Vegetation indices are generally computed as the ratio of difference to sum of the sensor measurements in two bands. One of the most widely known is the Normalized Difference Vegetation Index (NDVI) [15], extensively used since the introduction of LANDSAT-1 satellite multispectral data. NDVI is based on measurement in Red and Near Infrared (NIR) channels to identify regions of vegetation cover and their condition. Other empirically derived indices based on the same principle make use of different bands in the photosynthetically active spectral range in combination with NIR [16]. The main idea is to maximize sensitivity to vegetation and minimize the noise. The RedEdge Normalized Difference Vegetation Index (RENDVI) is most sensitive to leaf area and less prone to index saturation [17]. The Soil Adjusted Vegetation Index (SAVI) aims to minimize the influence of soil reflectance in computation of VI by adding a background adjustment factor [18]. The Enhanced Vegetation Index (EVI) further corrects for atmospheric noise by introducing aerosol resistance factors [19]. Although important for remote satellites, atmospheric noise is an insignificant factor for UAV imaging. Table 1 lists the common multispectral VIs found in literature.
Table 1

A list of commonly used VIs in literature

Vegetation index


Normalized Difference Vegetation Index [15]

\({\text{NDVI}} = \frac{{{\text{NIR}} - {\text{Red}}}}{{{\text{NIR}} + {\text{Red}}}}\)

Green Normalized Difference Vegetation Index [16]

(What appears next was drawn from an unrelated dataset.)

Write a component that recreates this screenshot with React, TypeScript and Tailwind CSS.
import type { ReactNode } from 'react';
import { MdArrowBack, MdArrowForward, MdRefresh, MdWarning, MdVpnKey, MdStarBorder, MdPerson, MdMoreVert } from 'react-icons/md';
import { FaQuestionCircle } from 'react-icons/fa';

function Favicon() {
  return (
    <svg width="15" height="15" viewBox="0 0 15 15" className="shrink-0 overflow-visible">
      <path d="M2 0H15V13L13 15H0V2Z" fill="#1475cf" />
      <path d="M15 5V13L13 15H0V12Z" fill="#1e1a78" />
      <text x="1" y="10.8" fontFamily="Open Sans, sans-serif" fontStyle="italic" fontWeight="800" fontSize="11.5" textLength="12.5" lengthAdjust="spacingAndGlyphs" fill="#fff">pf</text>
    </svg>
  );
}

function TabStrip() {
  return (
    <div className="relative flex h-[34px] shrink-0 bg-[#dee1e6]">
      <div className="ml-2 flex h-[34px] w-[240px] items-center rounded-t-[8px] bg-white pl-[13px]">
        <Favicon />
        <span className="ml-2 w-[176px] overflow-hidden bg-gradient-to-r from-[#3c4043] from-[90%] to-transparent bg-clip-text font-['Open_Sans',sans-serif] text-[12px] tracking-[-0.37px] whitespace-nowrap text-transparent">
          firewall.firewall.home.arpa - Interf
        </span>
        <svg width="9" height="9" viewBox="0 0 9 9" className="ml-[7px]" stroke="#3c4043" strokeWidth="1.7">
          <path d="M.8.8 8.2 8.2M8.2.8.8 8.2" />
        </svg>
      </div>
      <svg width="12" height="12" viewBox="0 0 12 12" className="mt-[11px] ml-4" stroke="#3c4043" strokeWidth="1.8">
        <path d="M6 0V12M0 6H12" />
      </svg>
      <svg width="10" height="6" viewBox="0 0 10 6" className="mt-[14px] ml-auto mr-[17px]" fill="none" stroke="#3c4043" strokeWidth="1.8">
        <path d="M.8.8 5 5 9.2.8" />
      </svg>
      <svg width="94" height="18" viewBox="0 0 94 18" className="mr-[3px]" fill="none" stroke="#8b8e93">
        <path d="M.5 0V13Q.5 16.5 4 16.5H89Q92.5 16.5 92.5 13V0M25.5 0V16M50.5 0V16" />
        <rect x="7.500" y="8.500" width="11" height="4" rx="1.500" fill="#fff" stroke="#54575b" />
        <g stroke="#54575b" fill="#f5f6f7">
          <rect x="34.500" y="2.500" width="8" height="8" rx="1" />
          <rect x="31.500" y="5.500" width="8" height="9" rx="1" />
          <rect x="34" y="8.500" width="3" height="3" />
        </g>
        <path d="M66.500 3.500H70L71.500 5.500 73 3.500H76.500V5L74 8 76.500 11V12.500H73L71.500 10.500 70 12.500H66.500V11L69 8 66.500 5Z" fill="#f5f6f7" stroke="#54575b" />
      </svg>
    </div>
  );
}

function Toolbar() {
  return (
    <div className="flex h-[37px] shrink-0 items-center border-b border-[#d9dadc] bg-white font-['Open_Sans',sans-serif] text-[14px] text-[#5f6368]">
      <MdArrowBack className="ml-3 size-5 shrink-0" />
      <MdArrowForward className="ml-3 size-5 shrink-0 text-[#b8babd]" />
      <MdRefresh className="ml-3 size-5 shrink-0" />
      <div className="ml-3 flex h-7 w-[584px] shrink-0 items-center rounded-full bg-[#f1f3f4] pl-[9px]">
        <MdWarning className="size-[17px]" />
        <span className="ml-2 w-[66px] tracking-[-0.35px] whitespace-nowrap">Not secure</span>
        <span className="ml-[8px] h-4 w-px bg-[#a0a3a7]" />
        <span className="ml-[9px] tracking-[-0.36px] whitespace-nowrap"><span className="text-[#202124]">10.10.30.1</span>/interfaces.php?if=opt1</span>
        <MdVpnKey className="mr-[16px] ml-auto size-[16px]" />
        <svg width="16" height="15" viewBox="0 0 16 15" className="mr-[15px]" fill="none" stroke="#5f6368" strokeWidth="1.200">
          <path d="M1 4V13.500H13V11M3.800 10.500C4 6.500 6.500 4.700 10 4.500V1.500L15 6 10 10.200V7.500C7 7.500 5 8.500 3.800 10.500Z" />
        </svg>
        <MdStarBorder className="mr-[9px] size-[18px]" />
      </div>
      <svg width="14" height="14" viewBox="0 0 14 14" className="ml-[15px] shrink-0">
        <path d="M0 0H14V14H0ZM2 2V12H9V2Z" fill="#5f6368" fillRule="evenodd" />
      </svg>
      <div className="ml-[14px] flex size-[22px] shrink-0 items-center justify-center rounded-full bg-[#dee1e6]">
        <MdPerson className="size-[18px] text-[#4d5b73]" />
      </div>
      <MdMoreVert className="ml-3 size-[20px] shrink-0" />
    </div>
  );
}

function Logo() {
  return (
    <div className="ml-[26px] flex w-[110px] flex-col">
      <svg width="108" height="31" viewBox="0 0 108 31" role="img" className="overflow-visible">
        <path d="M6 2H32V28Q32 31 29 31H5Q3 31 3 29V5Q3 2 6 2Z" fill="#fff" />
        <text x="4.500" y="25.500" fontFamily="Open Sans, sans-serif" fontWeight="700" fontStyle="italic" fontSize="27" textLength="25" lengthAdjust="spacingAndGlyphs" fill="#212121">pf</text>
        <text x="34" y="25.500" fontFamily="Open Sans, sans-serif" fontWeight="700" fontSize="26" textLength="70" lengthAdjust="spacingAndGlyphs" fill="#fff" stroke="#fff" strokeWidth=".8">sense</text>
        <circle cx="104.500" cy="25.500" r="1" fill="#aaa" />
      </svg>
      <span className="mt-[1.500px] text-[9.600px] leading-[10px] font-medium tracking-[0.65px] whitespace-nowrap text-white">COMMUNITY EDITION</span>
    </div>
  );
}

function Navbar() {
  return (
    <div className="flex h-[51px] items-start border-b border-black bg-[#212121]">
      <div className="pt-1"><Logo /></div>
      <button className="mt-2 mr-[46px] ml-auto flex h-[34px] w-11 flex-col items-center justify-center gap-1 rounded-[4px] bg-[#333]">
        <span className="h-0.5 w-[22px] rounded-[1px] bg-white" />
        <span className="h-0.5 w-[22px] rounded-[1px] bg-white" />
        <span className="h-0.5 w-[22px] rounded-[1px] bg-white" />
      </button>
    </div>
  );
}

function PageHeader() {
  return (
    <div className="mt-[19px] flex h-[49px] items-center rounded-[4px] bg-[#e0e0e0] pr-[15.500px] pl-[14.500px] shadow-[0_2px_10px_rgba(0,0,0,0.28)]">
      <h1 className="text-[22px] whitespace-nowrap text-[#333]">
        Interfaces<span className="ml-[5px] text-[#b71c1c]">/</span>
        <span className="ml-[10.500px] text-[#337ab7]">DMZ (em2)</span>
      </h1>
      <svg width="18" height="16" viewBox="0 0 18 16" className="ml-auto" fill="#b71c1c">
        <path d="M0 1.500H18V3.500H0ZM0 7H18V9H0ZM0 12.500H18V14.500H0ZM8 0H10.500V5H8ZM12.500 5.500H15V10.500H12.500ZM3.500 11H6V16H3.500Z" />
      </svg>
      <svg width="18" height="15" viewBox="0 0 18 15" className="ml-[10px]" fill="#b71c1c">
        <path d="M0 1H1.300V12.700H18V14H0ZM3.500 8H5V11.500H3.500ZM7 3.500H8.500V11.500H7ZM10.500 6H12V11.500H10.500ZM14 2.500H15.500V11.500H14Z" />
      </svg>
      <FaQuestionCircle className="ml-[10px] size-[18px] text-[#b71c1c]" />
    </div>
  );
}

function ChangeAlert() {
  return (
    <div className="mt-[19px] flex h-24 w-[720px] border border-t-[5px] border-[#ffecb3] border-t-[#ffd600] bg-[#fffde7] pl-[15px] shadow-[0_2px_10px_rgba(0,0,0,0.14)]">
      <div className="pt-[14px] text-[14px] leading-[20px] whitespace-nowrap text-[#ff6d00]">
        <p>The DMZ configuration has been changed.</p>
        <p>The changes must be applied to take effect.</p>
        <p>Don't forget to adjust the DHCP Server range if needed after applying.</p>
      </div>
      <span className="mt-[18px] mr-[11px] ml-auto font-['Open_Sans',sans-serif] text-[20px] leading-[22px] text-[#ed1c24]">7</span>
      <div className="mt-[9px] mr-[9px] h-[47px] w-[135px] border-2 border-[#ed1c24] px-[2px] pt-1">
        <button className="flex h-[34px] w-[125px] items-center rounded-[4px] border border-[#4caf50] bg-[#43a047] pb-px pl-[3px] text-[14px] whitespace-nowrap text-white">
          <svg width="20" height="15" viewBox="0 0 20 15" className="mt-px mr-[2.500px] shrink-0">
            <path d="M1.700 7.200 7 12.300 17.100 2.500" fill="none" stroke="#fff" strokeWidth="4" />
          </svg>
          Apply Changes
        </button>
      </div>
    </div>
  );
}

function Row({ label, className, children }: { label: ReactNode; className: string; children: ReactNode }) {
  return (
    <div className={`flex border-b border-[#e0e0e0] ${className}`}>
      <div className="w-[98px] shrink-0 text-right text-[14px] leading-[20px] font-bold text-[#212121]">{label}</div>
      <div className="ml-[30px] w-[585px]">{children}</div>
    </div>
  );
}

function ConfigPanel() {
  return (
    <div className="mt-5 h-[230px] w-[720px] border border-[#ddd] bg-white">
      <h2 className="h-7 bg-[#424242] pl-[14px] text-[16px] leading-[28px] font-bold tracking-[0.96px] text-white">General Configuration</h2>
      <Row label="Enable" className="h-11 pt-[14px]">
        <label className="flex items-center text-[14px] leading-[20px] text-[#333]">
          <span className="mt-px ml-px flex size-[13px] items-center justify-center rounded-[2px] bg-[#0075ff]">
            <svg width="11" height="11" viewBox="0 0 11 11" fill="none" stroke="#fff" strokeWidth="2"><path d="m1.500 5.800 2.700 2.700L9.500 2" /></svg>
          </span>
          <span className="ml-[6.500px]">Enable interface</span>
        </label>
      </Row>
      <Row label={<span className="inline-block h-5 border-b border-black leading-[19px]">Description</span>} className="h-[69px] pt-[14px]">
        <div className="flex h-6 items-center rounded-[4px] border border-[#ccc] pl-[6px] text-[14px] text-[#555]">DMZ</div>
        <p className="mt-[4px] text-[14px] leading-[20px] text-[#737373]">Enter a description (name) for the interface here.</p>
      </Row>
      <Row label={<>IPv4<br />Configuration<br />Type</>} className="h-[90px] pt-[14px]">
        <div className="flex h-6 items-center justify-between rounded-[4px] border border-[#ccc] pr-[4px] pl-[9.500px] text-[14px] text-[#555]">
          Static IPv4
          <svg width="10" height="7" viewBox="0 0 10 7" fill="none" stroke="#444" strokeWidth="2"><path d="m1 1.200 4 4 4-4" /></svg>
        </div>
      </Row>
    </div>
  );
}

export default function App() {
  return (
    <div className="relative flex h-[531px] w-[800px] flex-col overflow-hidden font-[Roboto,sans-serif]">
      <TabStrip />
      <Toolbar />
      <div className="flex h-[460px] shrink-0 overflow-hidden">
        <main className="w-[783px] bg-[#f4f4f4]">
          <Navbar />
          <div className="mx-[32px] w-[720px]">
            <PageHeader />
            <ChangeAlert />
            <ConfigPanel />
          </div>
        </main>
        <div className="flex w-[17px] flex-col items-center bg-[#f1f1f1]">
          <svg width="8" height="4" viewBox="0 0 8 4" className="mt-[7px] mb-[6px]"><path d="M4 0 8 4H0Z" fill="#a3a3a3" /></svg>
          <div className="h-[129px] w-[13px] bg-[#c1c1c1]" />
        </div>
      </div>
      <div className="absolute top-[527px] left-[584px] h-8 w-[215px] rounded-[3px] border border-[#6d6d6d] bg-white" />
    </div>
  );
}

\({\text{GNDVI}} = \frac{{{\text{NIR}} - {\text{Green}}}}{{{\text{NIR}} + {\text{Green}}}}\)

RedEdge Normalized Difference Vegetation Index [17]

\({\text{RENDVI}} = \frac{{{\text{NIR}} - {\text{RedEdge}}}}{{{\text{NIR}} + {\text{RedEdge}}}}\)

Soil Adjusted Vegetation Index [18]

\({\text{SAVI}} = \frac{{(1 + {\text{L}}) \times ({\text{NIR}} - {\text{Red)}}}}{{{\text{NIR}} + {\text{Red}} + {\text{L}}}}\)

Enhanced Vegetation Index [19]

\({\text{EVI}} = \frac{{{\text{G}} \times ({\text{NIR}} - {\text{Red}})}}{{{\text{NIR}} + {\text{c}}_{1} {\text{Red}} - {\text{c}}_{2} {\text{Blue}} + {\text{L}}}}\)

It is clear from the above definitions that the NIR reflectance is a critical requirement, common to most VI. However, the NIR channel is not available in standard RGB cameras. UAVs equipped with RGB cameras are therefore incapable of providing a direct VI measure. A straightforward solution is a 4-channel camera with the additional NIR channel, usually known as a multispectral camera. However, multispectral cameras compatible with UAVs come with a very limited spatial resolution (< 5 million pixels), compared to most RGB cameras (up to 20 million pixels). Although high resolution may not be crucial for accurate NDVI measurement, it is desirable for many image phenotyping tasks such as flower detection, plant height [20] and leaf coverage estimation. Multispectral cameras have relatively low spatial resolution for such tasks. This compels the end-user to either tradeoff spatial resolution for spectral resolution, or conduct multiple flights with each sensor separately, to achieve both targets. Some UAVs allow for simultaneously carrying multiple sensors (owing to payload limitations). Such a system would require accurate synchronization, alignment and integration of the sensors. This is a challenging task in dynamic scenarios where vegetation movement is inevitable due to environmental factors.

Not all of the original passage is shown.